June 2, 2023
For 50 years, farm workers in California have held certain fundamental rights to decide for themselves, in the absence of coercion from anyone with an interest in the outcome, whether or not they wish to be represented by a union. The protection against coercion has, since the inception of the Agricultural Labor Relations Act, been a secret ballot election supervised by the Agricultural Labor Relations Board. Today in California, those fundamental rights have been stripped from farm employees through a side deal between Gov. Gavin Newsom and labor unions seeking to serve their own interests.
In his Ag Alert commentary earlier this month, Bryan Little, director of employment policy for CAFB and Chief Operating Officer for Farm Bureau’s wholly owned affiliate, the Farm Employers Labor Service (FELS), described the back door deal this way:
“In late March, in a normal routine process to update the state budget to conform to a law passed in a previous legislative session, a California Assembly subcommittee approved a budget change proposal for Gov. Gavin Newsom’s 2023-24 state funding plan. This action marked a significant change in state policy on how labor relations in agriculture will be managed.
This action advanced a side deal between Newsom, the United Farm Workers and the California Labor Federation to ease the unionization of agricultural workers while eliminating requirements for secret-ballot elections for organizing.
The governor initially signaled last year that he would not sign the mail-in ballot card-check legislation, Assembly Bill 2183. But then the governor and the labor groups agreed amongst themselves to amend the bill—and he reversed course and signed it into law.”
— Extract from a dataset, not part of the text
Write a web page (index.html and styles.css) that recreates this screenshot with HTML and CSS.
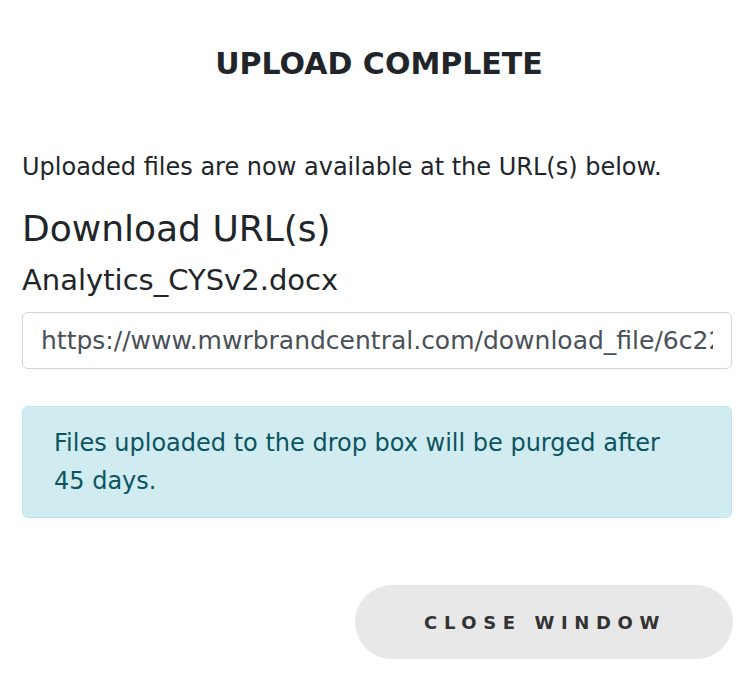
FILE: index.html
```html
<!DOCTYPE html>
<html lang="en">
<head>
  <meta charset="UTF-8">
  <title>Upload Complete</title>
  <link rel="stylesheet" href="styles.css">
</head>
<body>

<div class="modal">
  <h1 class="modal-title">UPLOAD COMPLETE</h1>

  <p class="intro">Uploaded files are now available at the URL(s) below.</p>

  <h2>Download URL(s)</h2>
  <h3>Analytics_CYSv2.docx</h3>
  <input type="text" class="url-box" value="https://www.mwrbrandcentral.com/download_file/6c224a8e1f" readonly>

  <div class="alert-info">
    Files uploaded to the drop box will be purged after 45 days.
  </div>

  <div class="actions">
    <button class="close-btn">Close Window</button>
  </div>
</div>

</body>
</html>
```

FILE: styles.css
```css
body {
  font-family: "DejaVu Sans", sans-serif;
  color: #212529;
  background-color: #fff;
  margin: 0;
  padding: 0;
}

.modal {
  padding: 44px 18px 0 22px;
}

.modal-title {
  margin: 0;
  text-align: center;
  font-size: 30px;
  line-height: 40px;
  font-weight: bold;
  color: #212529;
  padding-left: 4px;
}

.intro {
  margin: 67px 0 0;
  font-size: 24px;
  line-height: 32px;
}

h2 {
  margin: 24px 0 0;
  font-size: 36px;
  font-weight: normal;
  line-height: 44px;
}

h3 {
  margin: 11px 0 0;
  font-size: 29px;
  font-weight: normal;
  line-height: 36px;
}

.url-box {
  display: block;
  box-sizing: border-box;
  width: 100%;
  height: 57px;
  margin-top: 14px;
  padding: 0 18px;
  font-family: inherit;
  font-size: 25px;
  color: #495057;
  border: 1px solid #ced4da;
  border-radius: 6px;
}

.alert-info {
  margin-top: 37px;
  padding: 17px 60px 17px 31px;
  font-size: 24px;
  line-height: 38px;
  color: #0c5460;
  background-color: #d1ecf1;
  border: 1px solid #bee5eb;
  border-radius: 6px;
}

.actions {
  display: flex;
  justify-content: flex-end;
  margin-top: 67px;
}

.close-btn {
  width: 378px;
  height: 74px;
  margin-right: -1px;
  padding-left: 8px;
  font-family: inherit;
  font-size: 18px;
  font-weight: bold;
  letter-spacing: 6.6px;
  text-transform: uppercase;
  color: #333;
  background-color: #e8e8e8;
  border: none;
  border-radius: 37px;
  cursor: pointer;
}
```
Sadly, back-door deals and empty promises are nothing new in politics, but what is especially unconscionable in this circumstance is the undermining of basic rights and freedoms held by every other private employee of the state. In California, a farmworker no longer has the right to vote their conscience in secret, free from intimidation by a union, and many employees will be forced into a union without ever even knowing about it. Once in a union, 3% of their paycheck is gone and the employee has relinquished their right to speak and negotiate for themselves.
Where do we go from here?
While we continue to work through solutions using legislative channels, the next step forward in this battle centers on education. In recent months, Farm Employers Labor Service invested over $80,000 in radio ads to reach farm employees on the new reality of these unionization tactics. These ads sought to inform farm employees of the harsh reality that their signature on a union card entitles the union to strip them of their right to freely choose union representation (or not) at their current place of employment and any to come. No secret ballot, no protection of rights and no ability for an employer to work collectively with their employees for the betterment of all.
Moving ahead, FELS is offering grower webinars to help you better understand and address this issue on your farm. FELS continues to offer training and education in both English and Spanish on a wide variety of topics and remains your boots on the ground for all agricultural employment-related issues.
The fight to maintain fundamental individual rights is one we’ll keep fighting in California, and, as our farm employees know all too well, sometimes your opponent is the very one you thought would be fighting alongside you.